Sending messages using previous protocol version
Node A will need to ensure anything broadcast to Node B is compatible with protocol version 1. In both cases node A is responsible for translating to and from the previous protocol version.
Local db storage
Each node has a "db" protocol version. All entries in the db serialize/deserialize using that protocol version. Nodes support a process for local migration of data. On startup, the db is inspected and if necessary a migration is performed upgrading all entries in the db to the latest protocol version. This process can be disabled locally to allow nodes to run against old databases without upgrading the protocol version. This is useful in cases where nodes do not wish to immediately upgrade the db, allowing for previous versions of code to run without problems.
Kernel MMR storage
Each node maintains a kernel MMR as part of the txhashset data structure. Each node has an MMR protocol version. The node will serialize/deserialize kernel entries in the kernel MMR data file according to the MMR protocol version.

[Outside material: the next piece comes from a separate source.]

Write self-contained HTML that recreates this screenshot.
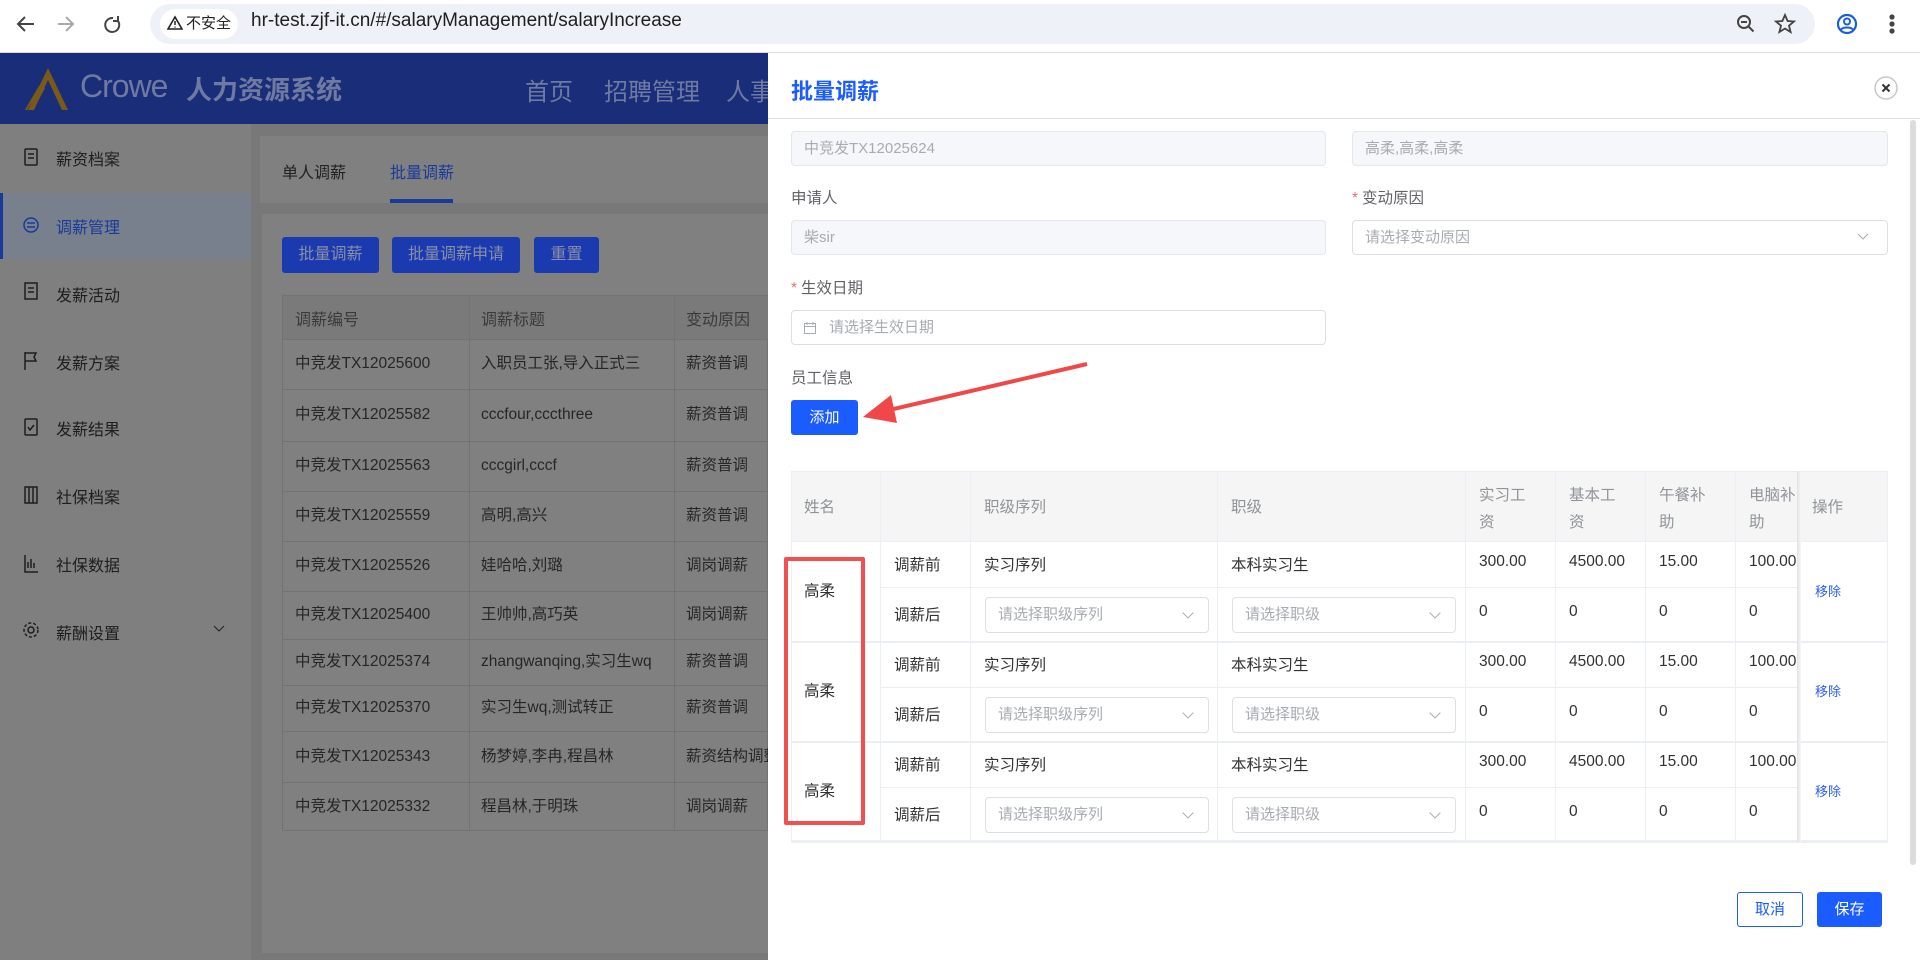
<!DOCTYPE html>
<html><head><meta charset="utf-8">
<style>
*{box-sizing:border-box;margin:0;padding:0}
body{width:1920px;height:960px;overflow:hidden;position:relative;font-family:"Liberation Sans","Noto Sans CJK SC",sans-serif;background:#787878;color:#303133}
.abs{position:absolute}
.chrome{left:0;top:0;width:1920px;height:53px;background:#fff;border-bottom:1px solid #ddd}
.pill{left:150px;top:4px;width:1665px;height:40px;border-radius:20px;background:#eef1f7}
.hdr{left:0;top:53px;width:768px;height:71px;background:#1a2d78}
.side{left:0;top:124px;width:251px;height:836px;background:#7f7f7f}
.si{position:absolute;left:56px;font-size:16px;color:#1e1e1e}
.card{background:#808080}
.drawer{left:768px;top:53px;width:1152px;height:907px;background:#fff}
.inp{position:absolute;height:35px;border:1px solid #dcdfe6;border-radius:4px;font-size:15px;color:#a8abb2;padding-left:12px;line-height:33px}
.dis{background:#f5f7fa;border-color:#e4e7ed}
.lbl{position:absolute;font-size:15.5px;color:#606266}
.star{color:#f56c6c;margin-right:4px}
.cell{position:absolute;font-size:15.5px;color:#303133}
.hl{position:absolute;background:#ebeef5}
.sel{position:absolute;width:224px;height:36px;border:1px solid #dcdfe6;border-radius:4px;font-size:15px;color:#a8abb2;padding-left:12px;line-height:34px}
.sel:after{content:"";position:absolute;right:16px;top:11px;width:7px;height:7px;border-right:1px solid #a8abb2;border-bottom:1px solid #a8abb2;transform:rotate(45deg)}
.rm{position:absolute;left:1815px;font-size:13px;color:#2a5cf5}
.nav{position:absolute;top:72px;font-size:24px;color:#6f7aa2}
</style></head><body>
<div class="abs chrome"></div>
<div class="abs pill"></div>
<svg class="abs" style="left:14px;top:12px" width="120" height="24" viewBox="0 0 120 24" fill="none" stroke="#444" stroke-width="2"><path d="M20 12H5M11 5l-7 7 7 7"/><path d="M58 12H44M52 5l7 7-7 7" stroke="#aaa"/><path d="M99 6a7 7 0 1 0 5 3M104 4v5h-5"/></svg>
<div class="abs" style="left:160px;top:9px;width:78px;height:30px;border-radius:15px;background:#fff;font-size:15px;line-height:30px;padding-left:26px;color:#222">不安全</div>
<svg class="abs" style="left:167px;top:15px" width="16" height="16"><path d="M8 2L1 14h14z" fill="none" stroke="#222" stroke-width="1.6"/><path d="M8 6v4M8 11.5v1" stroke="#222" stroke-width="1.5"/></svg>
<div class="abs" style="left:251px;top:10px;font-size:19px;color:#1f1f1f">hr-test.zjf-it.cn/#/salaryManagement/salaryIncrease</div>
<svg class="abs" style="left:1734px;top:12px" width="180" height="26" fill="none" stroke="#444" stroke-width="2"><circle cx="10" cy="10" r="6"/><path d="M7 10h6M14.5 14.5l5 5"/><path d="M51 3l2.6 6 6.4.5-5 4.2 1.6 6.3L51 16.5 45.4 20l1.6-6.3-5-4.2 6.4-.5z" stroke-width="1.8"/><circle cx="113" cy="12" r="9" stroke="#1a5fd6" stroke-width="2.2"/><circle cx="113" cy="9.5" r="3" stroke="#1a5fd6" stroke-width="2"/><path d="M107 17.5a7 4 0 0 1 12 0" stroke="#1a5fd6" stroke-width="2"/><circle cx="158" cy="5" r="1.6" fill="#444"/><circle cx="158" cy="12" r="1.6" fill="#444"/><circle cx="158" cy="19" r="1.6" fill="#444"/></svg>

<div class="abs hdr"></div>
<svg class="abs" style="left:22px;top:66px" width="50" height="46"><path d="M26 2L6 44h6L26 14l14 30h6z" fill="#7a5a18"/><path d="M18 20L4 44M22 22L10 44" stroke="#7a5a18" stroke-width="2"/></svg>
<div class="abs" style="left:80px;top:68px;font-size:32px;color:#6f7aa2;letter-spacing:-1px">Crowe</div>
<div class="abs" style="left:186px;top:70px;font-size:26px;font-weight:bold;color:#6f7aa2">人力资源系统</div>
<div class="nav" style="left:525px">首页</div>
<div class="nav" style="left:604px">招聘管理</div>
<div class="nav" style="left:726px">人事</div>

<div class="abs side"></div>
<div class="abs" style="left:0;top:193px;width:251px;height:66px;background:#77808c;border-left:3px solid #1a3a9a"></div>
<div class="si" style="top:146px">薪资档案</div>
<div class="si" style="top:214px;color:#1a3a9a">调薪管理</div>
<div class="si" style="top:282px">发薪活动</div>
<div class="si" style="top:350px">发薪方案</div>
<div class="si" style="top:416px">发薪结果</div>
<div class="si" style="top:484px">社保档案</div>
<div class="si" style="top:552px">社保数据</div>
<div class="si" style="top:620px">薪酬设置</div>
<svg class="abs" style="left:22px;top:148px" width="20" height="500" fill="none" stroke="#1e1e1e" stroke-width="1.5"><rect x="3" y="1" width="12" height="16" rx="1"/><path d="M6 6h6M6 10h6"/><circle cx="9" cy="77" r="7" stroke="#1a3a9a"/><path d="M5 75h8M5 79h8" stroke="#1a3a9a"/><rect x="3" y="135" width="12" height="16"/><path d="M6 140h6M6 144h6"/><path d="M3 204v18M3 205h11l-2 4 2 4H3"/><rect x="3" y="271" width="12" height="16" rx="1"/><path d="M6 279l2 3 4-5"/><rect x="3" y="339" width="12" height="16"/><path d="M7 339v16M11 339v16"/><path d="M3 407v17h13M6 420v-6M9 420v-9M12 420v-5"/><circle cx="9" cy="482" r="3"/><circle cx="9" cy="482" r="7" stroke-dasharray="3 2"/></svg>
<svg class="abs" style="left:213px;top:625px" width="12" height="8"><path d="M1 1l5 5 5-5" fill="none" stroke="#222"/></svg>

<div class="abs card" style="left:260px;top:136px;width:508px;height:67px"></div>
<div class="abs" style="left:282px;top:159px;font-size:16px;color:#222">单人调薪</div>
<div class="abs" style="left:390px;top:159px;font-size:16px;color:#1a3a9a">批量调薪</div>
<div class="abs" style="left:390px;top:199px;width:63px;height:4px;background:#1a3a9a"></div>
<div class="abs card" style="left:262px;top:214px;width:506px;height:739px"></div>
<div class="abs" style="left:282px;top:237px;width:97px;height:36px;background:#1c3ab0;border-radius:3px;color:#888fa8;font-size:16px;text-align:center;line-height:36px">批量调薪</div>
<div class="abs" style="left:392px;top:237px;width:128px;height:36px;background:#1c3ab0;border-radius:3px;color:#888fa8;font-size:16px;text-align:center;line-height:36px">批量调薪申请</div>
<div class="abs" style="left:534px;top:237px;width:65px;height:36px;background:#1c3ab0;border-radius:3px;color:#888fa8;font-size:16px;text-align:center;line-height:36px">重置</div>
<div class="abs" style="left:282px;top:295px;width:486px;height:536px;border:1px solid #737373"></div>
<div class="abs" style="left:283px;top:296px;width:485px;height:43px;background:#7a7a7a"></div>
<div class="abs" style="left:469px;top:295px;width:1px;height:536px;background:#737373"></div>
<div class="abs" style="left:674px;top:295px;width:1px;height:536px;background:#737373"></div>
<div id="rows"></div>
<div class="abs" style="left:295px;top:306px;font-size:16px;color:#3a3a3a">调薪编号</div>
<div class="abs" style="left:481px;top:306px;font-size:16px;color:#3a3a3a">调薪标题</div>
<div class="abs" style="left:686px;top:306px;font-size:16px;color:#3a3a3a">变动原因</div>
<script>
var t=[339,389,441,491,541,591,639,685,731,782,831];
var d=[["中竞发TX12025600","入职员工张,导入正式三","薪资普调"],["中竞发TX12025582","cccfour,cccthree","薪资普调"],["中竞发TX12025563","cccgirl,cccf","薪资普调"],["中竞发TX12025559","高明,高兴","薪资普调"],["中竞发TX12025526","娃哈哈,刘璐","调岗调薪"],["中竞发TX12025400","王帅帅,高巧英","调岗调薪"],["中竞发TX12025374","zhangwanqing,实习生wq","薪资普调"],["中竞发TX12025370","实习生wq,测试转正","薪资普调"],["中竞发TX12025343","杨梦婷,李冉,程昌林","薪资结构调整"],["中竞发TX12025332","程昌林,于明珠","调岗调薪"]];
var h="";
for(var i=0;i<10;i++){var y=(t[i]+t[i+1])/2-10;
h+='<div class="abs" style="left:282px;top:'+t[i]+'px;width:486px;height:1px;background:#737373"></div>';
h+='<div class="abs" style="left:295px;top:'+y+'px;font-size:15.5px;line-height:20px;color:#262626">'+d[i][0]+'</div>';
h+='<div class="abs" style="left:481px;top:'+y+'px;font-size:15.5px;line-height:20px;color:#262626;white-space:nowrap">'+d[i][1]+'</div>';
h+='<div class="abs" style="left:686px;top:'+y+'px;font-size:15.5px;line-height:20px;color:#262626;white-space:nowrap;width:82px;overflow:hidden">'+d[i][2]+'</div>';}
document.getElementById('rows').outerHTML=h;
</script>

<div class="abs drawer"></div>
<div class="abs" style="left:791px;top:74px;font-size:22px;font-weight:bold;color:#1a5cff">批量调薪</div>
<svg class="abs" style="left:1874px;top:76px" width="24" height="24"><circle cx="12" cy="12" r="11" fill="#fff" stroke="#c8c8c8" stroke-width="1.5"/><path d="M8.5 8.5l7 7M15.5 8.5l-7 7" stroke="#333" stroke-width="2"/></svg>
<div class="abs" style="left:768px;top:118px;width:1152px;height:1px;background:#dcdfe6"></div>
<div class="abs" style="left:1910px;top:120px;width:6px;height:745px;border-radius:3px;background:#dcdcdc"></div>

<div class="inp dis" style="left:791px;top:131px;width:535px">中竞发TX12025624</div>
<div class="inp dis" style="left:1352px;top:131px;width:536px">高柔,高柔,高柔</div>
<div class="lbl" style="left:791px;top:186px">申请人</div>
<div class="lbl" style="left:1352px;top:186px"><span class="star">*</span>变动原因</div>
<div class="inp dis" style="left:791px;top:220px;width:535px">柴sir</div>
<div class="inp" style="left:1352px;top:220px;width:536px">请选择变动原因</div>
<svg class="abs" style="left:1857px;top:233px" width="12" height="8"><path d="M1 1l5 5 5-5" fill="none" stroke="#a8abb2"/></svg>
<div class="lbl" style="left:791px;top:276px"><span class="star">*</span>生效日期</div>
<div class="inp" style="left:791px;top:310px;width:535px;padding-left:37px">请选择生效日期</div>
<svg class="abs" style="left:803px;top:321px" width="14" height="14" fill="none" stroke="#a8abb2"><rect x="1.5" y="2.5" width="11" height="10"/><path d="M1.5 5.5h11M4 1v3M10 1v3"/></svg>
<div class="lbl" style="left:791px;top:366px">员工信息</div>
<div class="abs" style="left:791px;top:400px;width:67px;height:35px;background:#1a5cff;border-radius:3px;color:#fff;font-size:15px;text-align:center;line-height:35px">添加</div>
<svg class="abs" style="left:855px;top:355px" width="240" height="75"><path d="M232 9L30 56" stroke="#f04848" stroke-width="4"/><path d="M8 62L36 40 42 68z" fill="#f04848"/></svg>

<div class="abs" style="left:791px;top:471px;width:1097px;height:372px;border:1px solid #ebeef5;border-bottom:3px solid #ebeef5"></div>
<div class="abs" style="left:792px;top:472px;width:1095px;height:70px;background:#f5f5f5"></div>
<div class="hl" style="left:791px;top:541px;width:1097px;height:1px"></div>
<div class="hl" style="left:880px;top:587px;width:918px;height:1px"></div>
<div class="hl" style="left:791px;top:641px;width:1097px;height:2px"></div>
<div class="hl" style="left:880px;top:687px;width:918px;height:1px"></div>
<div class="hl" style="left:791px;top:741px;width:1097px;height:2px"></div>
<div class="hl" style="left:880px;top:787px;width:918px;height:1px"></div>
<div class="hl" style="left:880px;top:471px;width:1px;height:371px"></div>
<div class="hl" style="left:970px;top:471px;width:1px;height:371px"></div>
<div class="hl" style="left:1217px;top:471px;width:1px;height:371px"></div>
<div class="hl" style="left:1465px;top:471px;width:1px;height:371px"></div>
<div class="hl" style="left:1555px;top:471px;width:1px;height:371px"></div>
<div class="hl" style="left:1645px;top:471px;width:1px;height:371px"></div>
<div class="hl" style="left:1735px;top:471px;width:1px;height:371px"></div>
<div class="abs" style="left:1797px;top:471px;width:4px;height:371px;background:linear-gradient(90deg,#e2e2e2,#f6f6f6)"></div>

<div class="cell" style="left:804px;top:495px;color:#909399">姓名</div>
<div class="cell" style="left:984px;top:495px;color:#909399">职级序列</div>
<div class="cell" style="left:1231px;top:495px;color:#909399">职级</div>
<div class="cell" style="left:1479px;top:482px;color:#909399;line-height:27px">实习工<br>资</div>
<div class="cell" style="left:1569px;top:482px;color:#909399;line-height:27px">基本工<br>资</div>
<div class="cell" style="left:1659px;top:482px;color:#909399;line-height:27px">午餐补<br>助</div>
<div class="cell" style="left:1749px;top:482px;color:#909399;line-height:27px;width:48px;overflow:hidden;white-space:nowrap">电脑补<br>助</div>
<div class="cell" style="left:1812px;top:495px;color:#909399">操作</div>

<div id="emp"></div>
<script>
var h="";
for(var k=0;k<3;k++){var b=541+k*100;
h+='<div class="cell" style="left:804px;top:'+(b+38)+'px">高柔</div>';
h+='<div class="cell" style="left:894px;top:'+(b+12)+'px">调薪前</div>';
h+='<div class="cell" style="left:984px;top:'+(b+12)+'px">实习序列</div>';
h+='<div class="cell" style="left:1231px;top:'+(b+12)+'px">本科实习生</div>';
h+='<div class="cell" style="left:1479px;top:'+(b+12)+'px">300.00</div>';
h+='<div class="cell" style="left:1569px;top:'+(b+12)+'px">4500.00</div>';
h+='<div class="cell" style="left:1659px;top:'+(b+12)+'px">15.00</div>';
h+='<div class="cell" style="left:1749px;top:'+(b+12)+'px;width:48px;overflow:hidden">100.00</div>';
h+='<div class="cell" style="left:894px;top:'+(b+62)+'px">调薪后</div>';
h+='<div class="sel" style="left:985px;top:'+(b+56)+'px">请选择职级序列</div>';
h+='<div class="sel" style="left:1232px;top:'+(b+56)+'px">请选择职级</div>';
['1479','1569','1659','1749'].forEach(function(x){h+='<div class="cell" style="left:'+x+'px;top:'+(b+62)+'px">0</div>';});
h+='<div class="rm" style="top:'+(b+40)+'px">移除</div>';}
document.getElementById('emp').outerHTML=h;
</script>
<div class="abs" style="left:784px;top:557px;width:81px;height:268px;border:4px solid #f05050;border-radius:2px"></div>

<div class="abs" style="left:1737px;top:892px;width:66px;height:35px;border:1px solid #1a5cff;border-radius:3px;color:#1a5cff;font-size:15px;text-align:center;line-height:33px">取消</div>
<div class="abs" style="left:1817px;top:892px;width:65px;height:35px;background:#1a5cff;border-radius:3px;color:#fff;font-size:15px;text-align:center;line-height:35px">保存</div>
</body></html>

Fast sync (txhashset.zip state file)
Internally nodes are free to use any protocol version but the kernel MMR is also provided to other nodes during initial fast sync. A node joining the network requests a txhashset state file and this includes the kernel MMR. It is important that nodes send and receive the txhashset file using a compatible protocol version. This is a special case of "p2p messages" above with the txhashset state file provided as an attachment to the txhashset message.
If node A (protocol version 2) requests a txhashset from node B (protocol version 1) then it must read the file using protocol version 1. Similarly, if node B requests txhashset from node A then node A must provide the file such that it is compatible with protocol version 1.
The simplest way to achieve this is for all nodes to continue to use protocol version 1 internally for MMR storage, even if they use protocol version 2 externally for p2p messages. A transition period will be in place until a majority of nodes support protocol version 2 at which time nodes can migrate their MMR storage to protocol version 2.
Wallet Compatibility
Interactive transaction building involves a transaction "slate" passed between parties. This includes a json serialized representation of the transaction.
To minimize compatibility issues between wallets we have maintained this existing json format. Transaction kernels are represented in a single consistent json format, with fee and lock_height both included, regardless of kernel variant. Plain kernels have an associated lock_height of 0 and coinbase kernels include a 0 fee. This is consistent with the current "v2" slate.
"kernels": [
{
"features": "Plain",
"fee": "7000000",
"lock_height": "0",
"excess": "08b1...22d8",
"excess_sig": "3311...b969"
},
...
]
Future possibilities
Support for variable size kernels allows new kernel variants to be introduced in the future. One proposed kernel variant is No Recent Duplicate (NRD) kernels. Kernels with relative lock heights will have an associated reference to a prior kernel in addition to a lock height based on that prior kernel.